Using the books of western philosophers whose portrayal of suffering in the material world and loving a personal God mirrors that of Bhakti yoga teachers like Srila Prabhupada, they are creating a framework to help modern audiences better understand Srila Prabhupada’s mood, language and message.
“We are not diluting Prabhupada’s message one bit, but rather we are bridging a cultural gap to help as many people as possible understand and appreciate his work and life, and connect them with his books,” says Rasanath Dasa, a full-time brahmachari at the Bhakti Center who holds an MBA from Cornell University and worked as an investment banker on Wall Street.
Rasanath leads the Bhakti Center Book Club along with Hari Prasad Dasa, an English major and NYU film graduate who introduced him to the great existential philosophers.

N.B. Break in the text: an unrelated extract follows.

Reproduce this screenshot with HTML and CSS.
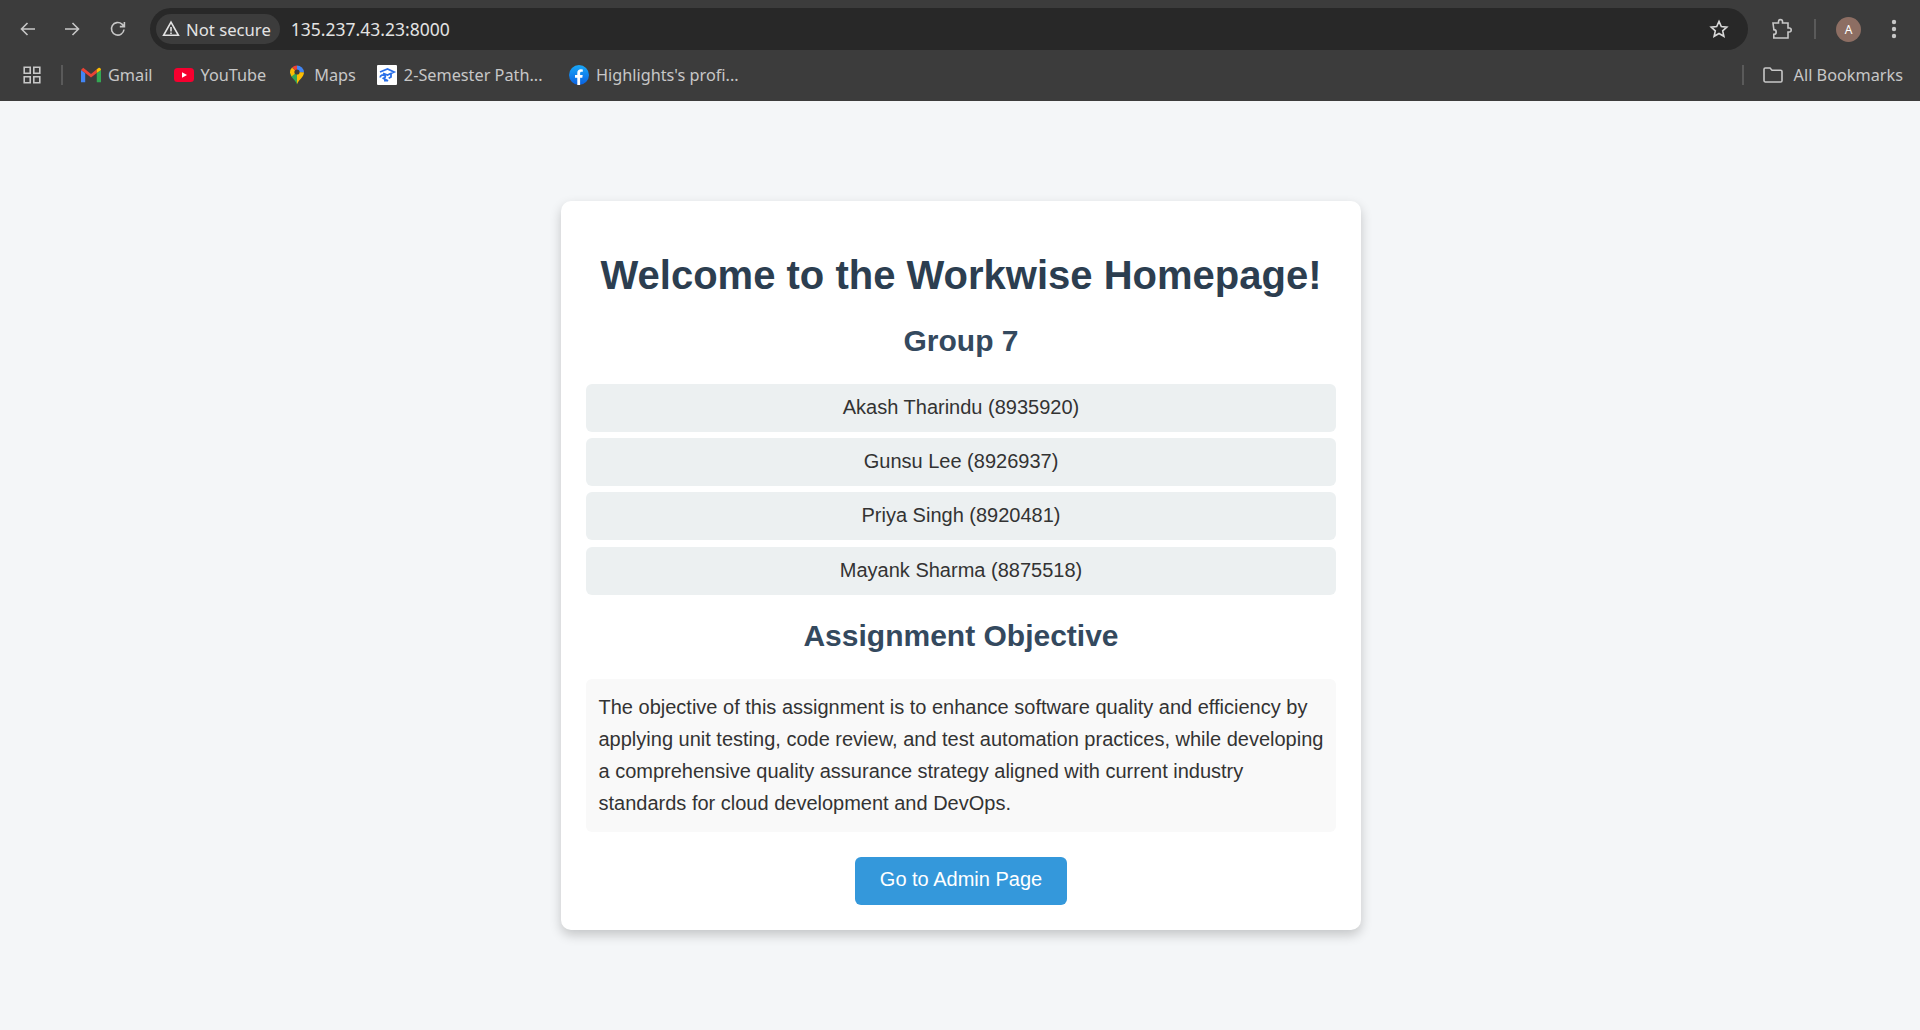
FILE: index.html
```html
<!DOCTYPE html>
<html lang="en">
<head>
<meta charset="utf-8">
<title>Workwise Homepage</title>
<link rel="stylesheet" href="styles.css">
</head>
<body>
<header class="chrome">
  <div class="toolbar">
    <div class="nav">
      <svg class="ic" viewBox="0 0 20 20"><path d="M17 10H4M9.500 4 3.500 10l6 6" class="st"/></svg>
      <svg class="ic" viewBox="0 0 20 20"><path d="M2 10h13M9.500 4l6 6-6 6" class="st"/></svg>
      <svg class="ic" viewBox="0 0 20 20"><path d="M16 10.500A6.300 6.300 0 1 1 14 5.200L16.200 7.400M16.400 3v4.600h-4.600" class="st"/></svg>
    </div>
    <div class="omnibox">
      <div class="chip">
        <svg class="warn" viewBox="0 0 18 18"><path d="M9 2.200 16.400 15.300H1.600Z" class="st"/><path d="M9 7v4.400M9 12.400v1.500" class="st"/></svg>
        <span>Not secure</span>
      </div>
      <span class="url">135.237.43.23:8000</span>
      <svg class="star" viewBox="0 0 20 20"><path d="m10 2.400 2.300 5.100 5.500.6-4.100 3.700 1.200 5.500L10 14.500l-4.900 2.800 1.200-5.500-4.100-3.700 5.500-.6Z" class="st"/></svg>
    </div>
    <div class="tools">
      <svg class="ext" viewBox="0 0 22 22"><path d="M2 5h5.500V3.600a2 2 0 0 1 4 0V5H17v5h1.200a2 2 0 0 1 0 4H17v6H2.800v-3.600a2.400 2.400 0 0 0 0-4.800V11Z" class="st"/></svg>
      <span class="vsep"></span>
      <span class="avatar">A</span>
      <svg class="dots" viewBox="0 0 6 20"><circle cx="3" cy="3" r="2.200"/><circle cx="3" cy="10" r="2.200"/><circle cx="3" cy="17" r="2.200"/></svg>
    </div>
  </div>
  <nav class="bookmarks">
    <svg class="apps" viewBox="0 0 18 18"><path d="M1.200 1.200h6v6h-6zM10.800 1.200h6v6h-6zM1.200 10.800h6v6h-6zM10.800 10.800h6v6h-6z" class="st"/></svg>
    <span class="bsep"></span>
    <a class="bm bm-gmail">
      <svg class="fav" viewBox="0 0 18 18"><path d="M0 4.500V15.500H3.800V7.300Z" fill="#4285f4"/><path d="M18 4.500V15.500H14.200V7.300Z" fill="#34a853"/><path d="M0 4.500 2 2.500 9 8 14.200 3.900V7.300L9 11.300 3.800 7.300 0 4.500Z" fill="#ea4335"/><path d="M14.200 7.300V3.900L16 2.500C17.200 2 18 3 18 4.500Z" fill="#fbbc04"/></svg>
      <span>Gmail</span>
    </a>
    <a class="bm bm-yt">
      <svg class="fav" viewBox="0 0 20 20"><rect x="0" y="3" width="20" height="14" rx="3.500" fill="#f6002f"/><path d="M8 7.300 13 10 8 12.700Z" fill="#fff"/></svg>
      <span>YouTube</span>
    </a>
    <a class="bm bm-maps">
      <svg class="fav" viewBox="0 0 20 20"><path d="M10 19.500C9 15 3 12.500 3 7.200L10 7Z" fill="#34a853"/><path d="M10 19.500C11 15 17 12.500 17 7.200L10 7Z" fill="#fbbc04"/><path d="M3 7.200A7 7 0 0 1 5 2.500L10 7 4.500 11.500Z" fill="#fbbc04"/><path d="M5 2.500A7 7 0 0 1 10 .5L10 7Z" fill="#ea4335"/><path d="M10 .5A7 7 0 0 1 17 7.200L10 7Z" fill="#4285f4"/><circle cx="10" cy="7" r="2.600" fill="#3c3c3c"/></svg>
      <span>Maps</span>
    </a>
    <a class="bm bm-sem">
      <svg class="fav" viewBox="0 0 20 20"><rect width="20" height="20" rx="1" fill="#fff"/><path d="M3 7 10.500 4l6.500 3-6.500 3-4.500-1.700M14 8.500v3.500l-2.300 1.300M3.200 12.500c0-2.500 3-3 4.600-1.900 1.100.9.400 2.200-1.100 2.200M5.500 13l5.500 2.700H7" fill="none" stroke="#2a6fe8" stroke-width="1.800"/></svg>
      <span>2-Semester Path...</span>
    </a>
    <a class="bm bm-fb">
      <svg class="fav" viewBox="0 0 20 20"><defs><linearGradient id="fb" x1="0" y1="0" x2="0" y2="1"><stop offset="0" stop-color="#19a8f8"/><stop offset="1" stop-color="#0a60e0"/></linearGradient></defs><circle cx="10" cy="10" r="10" fill="url(#fb)"/><path d="M8.300 20V12.800H6V10h2.300V7.800C8.300 5.400 9.700 4.200 11.800 4.200l2 .2v2.400h-1.200c-1.100 0-1.500.6-1.500 1.400V10h2.600l-.4 2.800h-2.200V20Z" fill="#fff"/></svg>
      <span>Highlights's profi...</span>
    </a>
    <span class="bsep bsep-right"></span>
    <a class="bm bm-all">
      <svg class="folder" viewBox="0 0 20 16"><path d="M1 2.300C1 1.500 1.500 1 2.300 1H7l2 2.200h8.700c.8 0 1.300.5 1.300 1.300v9.200c0 .8-.5 1.300-1.300 1.300H2.300C1.500 14.800 1 14.300 1 13.500Z" class="st"/></svg>
      <span>All Bookmarks</span>
    </a>
  </nav>
</header>
<main class="page">
  <section class="card">
    <h1 class="title">Welcome to the Workwise Homepage!</h1>
    <h2 class="subtitle">Group 7</h2>
    <ul class="members">
      <li class="member">Akash Tharindu (8935920)</li>
      <li class="member">Gunsu Lee (8926937)</li>
      <li class="member">Priya Singh (8920481)</li>
      <li class="member">Mayank Sharma (8875518)</li>
    </ul>
    <h2 class="subtitle">Assignment Objective</h2>
    <p class="objective">The objective of this assignment is to enhance software quality and efficiency by applying unit testing, code review, and test automation practices, while developing a comprehensive quality assurance strategy aligned with current industry standards for cloud development and DevOps.</p>
    <a class="btn">Go to Admin Page</a>
  </section>
</main>
</body>
</html>
```
FILE: styles.css
```css
* { box-sizing: border-box; }
html, body { margin: 0; height: 100%; }
body {
  display: flex;
  flex-direction: column;
  height: 1030px;
  overflow: hidden;
  background: #f4f6f8;
  font-family: "Liberation Sans", Arial, sans-serif;
}
.st { fill: none; stroke: currentColor; stroke-width: 1.6; }

.chrome {
  flex: 0 0 101px;
  background: #3c3c3c;
  font-family: "Noto Sans", sans-serif;
  color: #c7c7c7;
}
.toolbar {
  height: 50px;
  padding: 8px 0 0 18px;
  display: flex;
  align-items: flex-start;
}
.nav {
  display: flex;
  gap: 25px;
  height: 42px;
  align-items: center;
  width: 132px;
}
.ic { width: 20px; height: 20px; color: #c7c7c7; }
.omnibox {
  width: 1598px;
  height: 42px;
  background: #282828;
  border-radius: 21px;
  display: flex;
  align-items: center;
  padding: 0 19px 0 6px;
  color: #e3e3e3;
}
.chip {
  height: 30px;
  border-radius: 15px;
  background: #3c3c3c;
  display: flex;
  align-items: center;
  gap: 6px;
  padding: 0 9px 0 6px;
  font-size: 16.7px;
}
.warn { width: 18px; height: 18px; color: #e3e3e3; }
.url { margin-left: 11px; font-size: 17.5px; flex: 1; }
.star { width: 20px; height: 20px; color: #d8d8d8; }
.tools {
  flex: 1;
  height: 42px;
  display: flex;
  align-items: center;
  padding-left: 23px;
}
.ext { width: 22px; height: 22px; color: #c7c7c7; }
.vsep { width: 2px; height: 20px; background: #5a5a5a; margin-left: 21px; }
.avatar {
  width: 25px;
  height: 25px;
  margin-left: 20px;
  border-radius: 50%;
  background: #8d6e63;
  color: #fff;
  font-size: 12px;
  display: flex;
  align-items: center;
  justify-content: center;
}
.dots { width: 6px; height: 20px; margin-left: 30px; fill: #c7c7c7; }

.bookmarks {
  height: 51px;
  padding: 0 0 1px 23px;
  display: flex;
  align-items: center;
  font-size: 16.25px;
  color: #c7c7c7;
}
.apps { width: 18px; height: 18px; color: #c7c7c7; }
.bsep { width: 2px; height: 20px; background: #5a5a5a; margin-left: 20px; }
.bm { display: flex; align-items: center; gap: 7px; white-space: nowrap; }
.fav { width: 20px; height: 20px; display: block; }
.bm-gmail { margin-left: 18px; }
.bm-yt { margin-left: 21px; }
.bm-maps { margin-left: 21px; }
.bm-sem { margin-left: 21px; }
.bm-fb { margin-left: 26.5px; }
.bsep-right { margin-left: auto; }
.bm-all { margin-left: 19px; padding-right: 17px; gap: 11px; }
.folder { width: 20px; height: 16px; color: #c7c7c7; }

.page {
  flex: 1;
  display: flex;
  align-items: center;
  justify-content: center;
  padding-left: 2px;
}
.card {
  width: 800px;
  padding: 25px;
  background: #fff;
  border-radius: 10px;
  box-shadow: 0 5px 12px rgba(0, 0, 0, 0.2);
  text-align: center;
}
.title {
  margin: 26.8px 0 25.8px;
  font-size: 40px;
  color: #2c3e50;
}
.subtitle {
  margin: 23.9px 0 25.9px;
  font-size: 30px;
  color: #34495e;
}
.members { list-style: none; margin: 0; padding: 0; }
.member {
  margin: 6.25px 0;
  padding: 12px 12.5px 13px;
  background: #ecf0f1;
  border-radius: 6px;
  font-size: 20px;
  color: #333;
}
.objective {
  margin: 25px 0;
  padding: 12.5px;
  background: #f9f9f9;
  border-radius: 6px;
  font-size: 20px;
  line-height: 32px;
  text-align: left;
  color: #333;
}
.btn {
  display: inline-block;
  padding: 11.5px 25px 13.5px;
  background: #3498db;
  border-radius: 6px;
  font-size: 20px;
  color: #fff;
}
```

Rasanath explains that the existentialists clearly and profoundly saw the problems of the material world. Some came to negative conclusions—Nietzche famously said ‘God is Dead,’ while Sartre’s conclusion was ‘man is but a useless passion.’ Søren Kierkegaard, however, a Danish Christian philosopher widely considered to be the father of existentialism, was different, and Rasanath fell in love with his writings.
“He was a theist, believed in a personal God, and was trying to get to the heart of what true Christianity really meant,” he says. “His work is relevant to Bhakti in many ways. In fact, the mood of his writing is very similar to that of Srila Prabhupada’s: very direct, and almost confronting, yet coming from a very realized place. His writing is profound, yet full of satire and creativity, using different pen names and characters to present philosophy, as Bhaktivinode Thakura did in his fictional Jaiva Dharma.”